Like the melons themselves, the 2006 Tom Watson Watermelon Festival will be bigger and better than ever, organizers say.
The festival, which is being sponsored by the Watson-Brown Foundation, will take place Saturday. The day begins with the Watermelon Waddle at the Depot in downtown Thomson at 7:30 a.m. To register for the two-mile run/walk, call (706) 595-8886.
The remainder of the fun starts at 9 a.m. on the grounds of Hickory Hill, the home of Sen. Thomas E. Watson, at 502 Hickory Hill Drive, in Thomson. The big events of the day include:
- Tom Watson watermelon growing contest. Event organizer Michelle Zupan said the foundation has given away more than 100 packets of seeds this year.
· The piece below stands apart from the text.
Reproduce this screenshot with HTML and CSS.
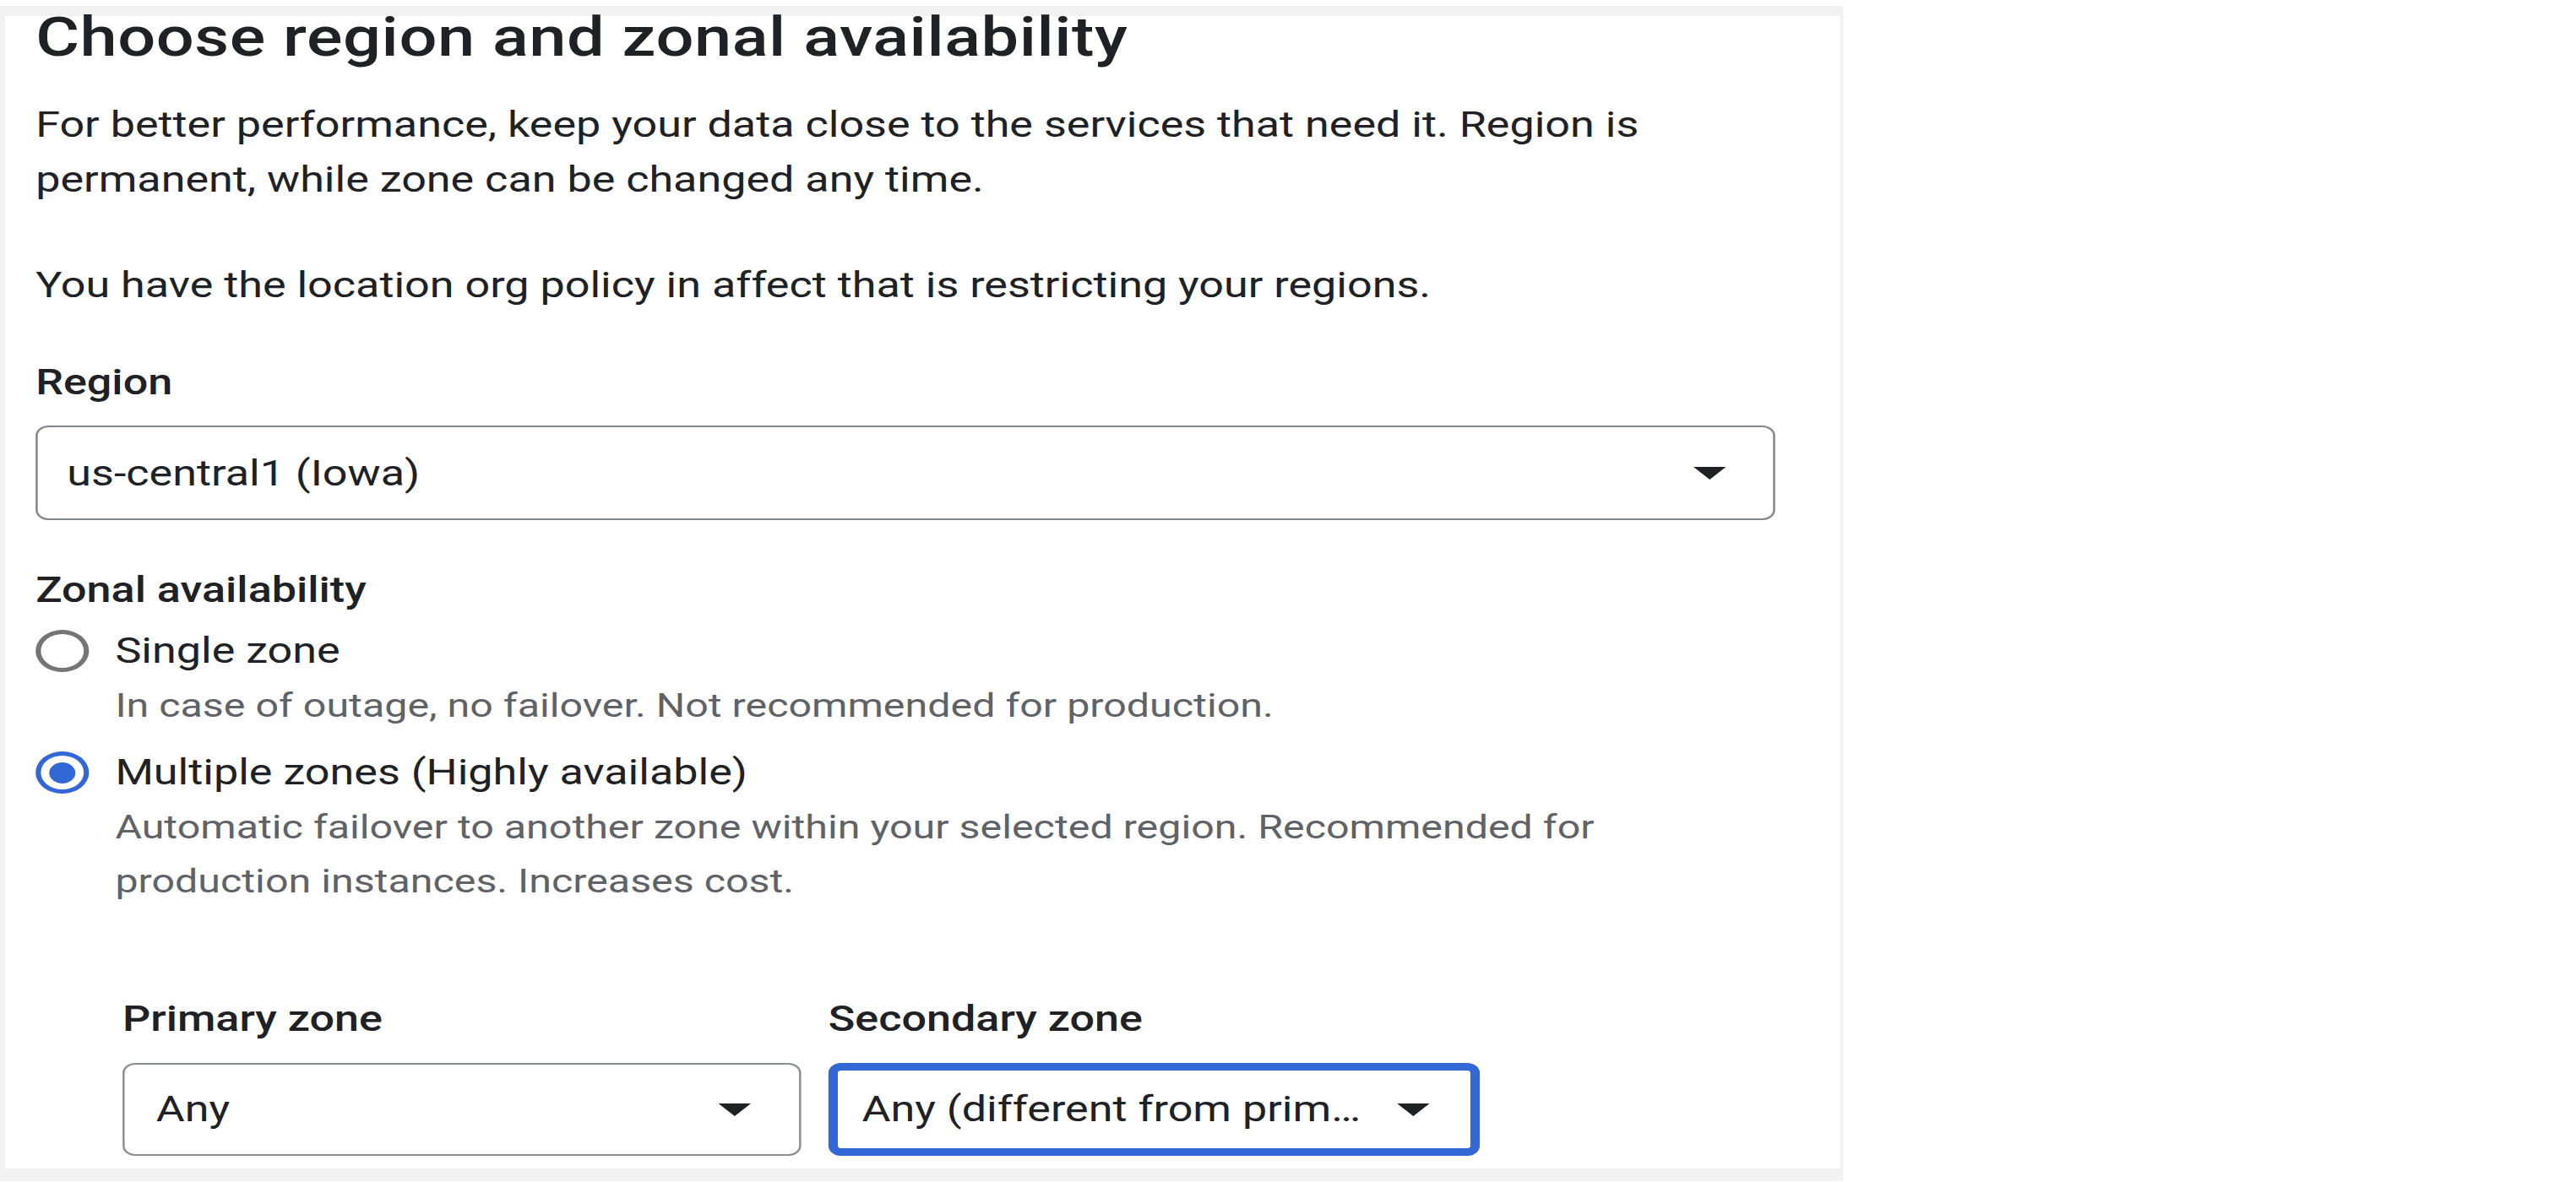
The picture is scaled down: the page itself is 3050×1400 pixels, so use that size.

"They do take a lot of TLC," Zupan said. "They are some of the largest watermelons around in terms of weight and size. They consistently win blue ribbons at county fairs."
The winner of the contest at the festival won't take home a blue ribbon. Instead, it will be green - $300 cash to the largest Tom Watson variety watermelon.
- Watermelon recipe contest. Entrants should bring completed dishes along with a typed copy of their recipes. Zupan said the recipe can be in any category from beverages to desserts.
"We have judges who will stand there with spoons at the ready," she said.
- Watermelon-carving contest. This is a new event, divided into an adult category and a child's category. Entrants should bring a watermelon that they have carved in any way they choose.
"It's the same thing as carving a pumpkin, except you don't have to scoop the guts out unless you want to," Zupan said.
- Watermelon seed-spitting contest. Zupan said "just show up, sign up and spit."
- Greased watermelon three-legged race. This event is for children. Entrants will be paired and tied together; they will carry a melon that has been covered in baby oil through a course.
- Watermelon shot put. This event is for adults. Entrants will toss watermelons that are slightly larger than grapefruit, but don't weigh as much as a shot.
"This is just like the Olympic event," Zupan said. "We are hoping the USOC will smile favorably on our idea."
- A variety of vendors, including food, arts and crafts, and education. The U.S. Army Signal Corps Museum will be present; the Savannah River Ecology Lab will have snakes, turtles and alligators; the Morris Museum of Art will be represented; and there will be "a bunch of Living History folks coming from North Augusta," Zupan said.
The educational displays also will feature entertainment. Zupan said there will be a re-enactor who portrays an antebellum slave.
"She does a wonderful job," she said.
In addition, the National Wild Turkey calling champion will come from Jonesboro, S.C., to strut his stuff.
- Musical entertainment. Skyla Spencer will open at 2:30 p.m., followed by Thomson's Crosstie Walkers.
"We're hoping that people will bring their lawn chairs out and sit back and enjoy a cold drink and maybe some watermelon, and listen to the music in the afternoon," Zupan said.